The 40-year-old Toxic Substances Control Act provides no assurance that chemicals we encounter every day are safe. The flaws in the law are most apparent with the failure to regulate known carcinogens such as asbestos and formaldehyde. Unfortunately, those high-profile chemicals are just the tip of the iceberg.

 Here is some of what we don’t know about the chemicals we encounter every day:

  • We don’t know if the chemicals in our homes pose risks to our health. The law is so weak that a vast majority of chemicals enter and remain on the market without being screened for safety.
  • We don’t know the full range of chemicals being used in America. While we know the number is less than 84,000, –we don’t know all of the chemicals that are actually in use today. Companies are not required to report their use of many chemicals to the government, and a laissez-faire approach to trade secret claims has masked the identity even of many reported chemicals.
  • We don’t know how or where most chemicals are being used. For the same reasons, we have only spotty information on where and how chemicals are used – and, hence, how we may be exposed to them.
  • We don’t even know which chemicals are safe! The current system fails not only to address chemicals that pose risks, but also fails to generate the information we need to identify chemicals that pose little or no risk.

What we do know about some chemicals gives substantial reason to require that the safety of all chemicals be scrutinized. Research has shown links between certain chemical exposures and serious chronic diseases and disorders, including infertility, Parkinson’s, and certain cancers.

Chances are, we’re all exposed to potentially hazardous chemicals in our everyday lives. For example, we now know that the chemicals added to the foam in upholstered furniture that are supposed to slow fires end up in house dust that we, our children and our pets end up inhaling and ingesting.
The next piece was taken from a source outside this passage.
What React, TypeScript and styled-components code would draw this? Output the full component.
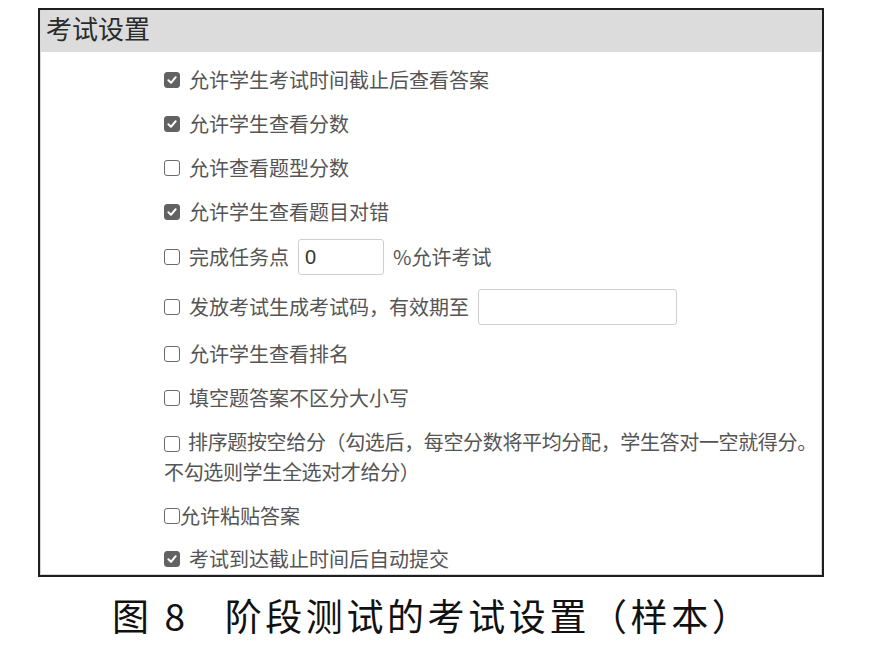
import * as React from 'react'
import styled, { createGlobalStyle } from 'styled-components'

const GlobalStyle = createGlobalStyle`
    body {
        margin: 0;
        background: #ffffff;
        font-family: 'Noto Sans CJK SC', 'Noto Sans', sans-serif;
    }
`

const Page = styled.div`
    width: 896px;
    height: 664px;
    padding: 8px 0 0 38px;
    box-sizing: border-box;
`

const Panel = styled.section`
    width: 786px;
    height: 569px;
    box-sizing: border-box;
    border: 2px solid #1e1e1e;
    overflow: hidden;
`

const PanelInner = styled.div`
    height: 100%;
    box-sizing: border-box;
    border: 1px solid #d8d8d8;
    border-top: none;
`

const PanelHeader = styled.h2`
    margin: 0;
    height: 42px;
    padding-left: 5px;
    background: #dcdcdc;
    color: #2a2a2a;
    font-size: 26px;
    font-weight: 400;
    line-height: 36px;
`

const OptionList = styled.div`
    display: flex;
    flex-direction: column;
    gap: 14px;
    padding: 13px 0 0 123px;
`

const Option = styled.label<{ $tight?: boolean; $pull?: number }>`
    display: flex;
    align-items: center;
    gap: ${p => (p.$tight ? '0' : '9px')};
    min-height: 30px;
    margin-top: ${p => (p.$pull ? -p.$pull : 0)}px;
    color: #555;
    font-size: 20px;
    line-height: 30px;
    white-space: nowrap;
`

const WrapOption = styled.label`
    display: block;
    color: #555;
    font-size: 20px;
    line-height: 30px;
    letter-spacing: -0.35px;
    white-space: nowrap;
`

const Box = styled.span<{ $checked?: boolean }>`
    display: inline-flex;
    align-items: center;
    justify-content: center;
    flex: none;
    width: 16px;
    height: 16px;
    box-sizing: border-box;
    border-radius: 3px;
    border: 1.5px solid ${p => (p.$checked ? '#626262' : '#6a6a6a')};
    background: ${p => (p.$checked ? '#626262' : '#ffffff')};
    vertical-align: -2px;
`

const InlineBox = styled(Box)`
    margin-right: 8px;
`

const TextInput = styled.input<{ $w: number }>`
    width: ${p => p.$w}px;
    height: 36px;
    box-sizing: border-box;
    border: 1px solid #cfcfcf;
    border-radius: 3px;
    padding: 0 6px;
    font-family: 'Liberation Sans', 'Noto Sans CJK SC', sans-serif;
    font-size: 20px;
    color: #333;
    outline: none;
`

const Caption = styled.p`
    margin: 16px 0 0 0;
    padding-left: 74px;
    color: #111;
    font-size: 37px;
    font-weight: 400;
    line-height: 44px;
    letter-spacing: 3.6px;
`

const FigNo = styled.span`
    margin-right: 36px;
`

const Check: React.FC<{ checked?: boolean }> = ({ checked }) => (
    <Box $checked={checked}>
        {checked && (
            <svg width="12" height="12" viewBox="0 0 12 12">
                <path d="M2.4 6.3 L5 8.8 L9.7 3.2" fill="none" stroke="#fff" strokeWidth="2" strokeLinecap="round" strokeLinejoin="round" />
            </svg>
        )}
    </Box>
)

const items: { text: string; checked?: boolean }[] = [
    { text: '允许学生考试时间截止后查看答案', checked: true },
    { text: '允许学生查看分数', checked: true },
    { text: '允许查看题型分数' },
    { text: '允许学生查看题目对错', checked: true },
]

export default function App() {
    return (
        <Page>
            <GlobalStyle />
            <Panel>
                <PanelInner>
                    <PanelHeader>考试设置</PanelHeader>
                    <OptionList>
                        {items.map(it => (
                            <Option key={it.text}>
                                <Check checked={it.checked} />
                                {it.text}
                            </Option>
                        ))}
                        <Option $pull={2}>
                            <Check />
                            完成任务点
                            <TextInput $w={86} defaultValue="0" />
                            %允许考试
                        </Option>
                        <Option>
                            <Check />
                            发放考试生成考试码，有效期至
                            <TextInput $w={199} />
                        </Option>
                        <Option>
                            <Check />
                            允许学生查看排名
                        </Option>
                        <Option>
                            <Check />
                            填空题答案不区分大小写
                        </Option>
                        <WrapOption>
                            <InlineBox />
                            排序题按空给分（勾选后，每空分数将平均分配，学生答对一空就得分。
                            <br />
                            不勾选则学生全选对才给分）
                        </WrapOption>
                        <Option $tight>
                            <Check />
                            允许粘贴答案
                        </Option>
                        <Option $pull={1}>
                            <Check checked />
                            考试到达截止时间后自动提交
                        </Option>
                    </OptionList>
                </PanelInner>
            </Panel>
            <Caption>
                <FigNo>图 8</FigNo>阶段测试的考试设置（样本）
            </Caption>
        </Page>
    )
}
Indeed, researchers have found hundreds of common synthetic chemicals linked to health problems in the bodies of nearly all Americans.

What’s more, removing a chemical of concern from the market does not guarantee it will be replaced with a safer one. The endocrine-disrupting chemical BPA has been removed from some uses but is often replaced by a related chemical that research is beginning to show is similarly troublesome.

The solution? We need to change the law

All this might sound disheartening, but there is a solution: Change the law. New chemicals should be assessed for safety before they come on the market.

All chemicals currently in use should be screened too and the longer we put it off, the longer we’ll face uncertainty and suffer health effects from those that do pose concerns. EPA needs to have authority to get the data it needs to assess chemicals, and where risks are found it must have the power to regulate the chemicals appropriately.

Passing a new law is easier said than done, but after decades of intractable differences, members on both sides of the aisle – in both Houses of Congress – are finally making real strides toward reform. Details matter and significant changes to the initial proposals are necessary to ensure the new law works.

Now is the time to take action, seize this moment of bipartisanship, and put in place a system that will ensure chemicals are safe.

Until then, the only thing that we’ll know with certainty is that our uncertainty, and frustration, will continue.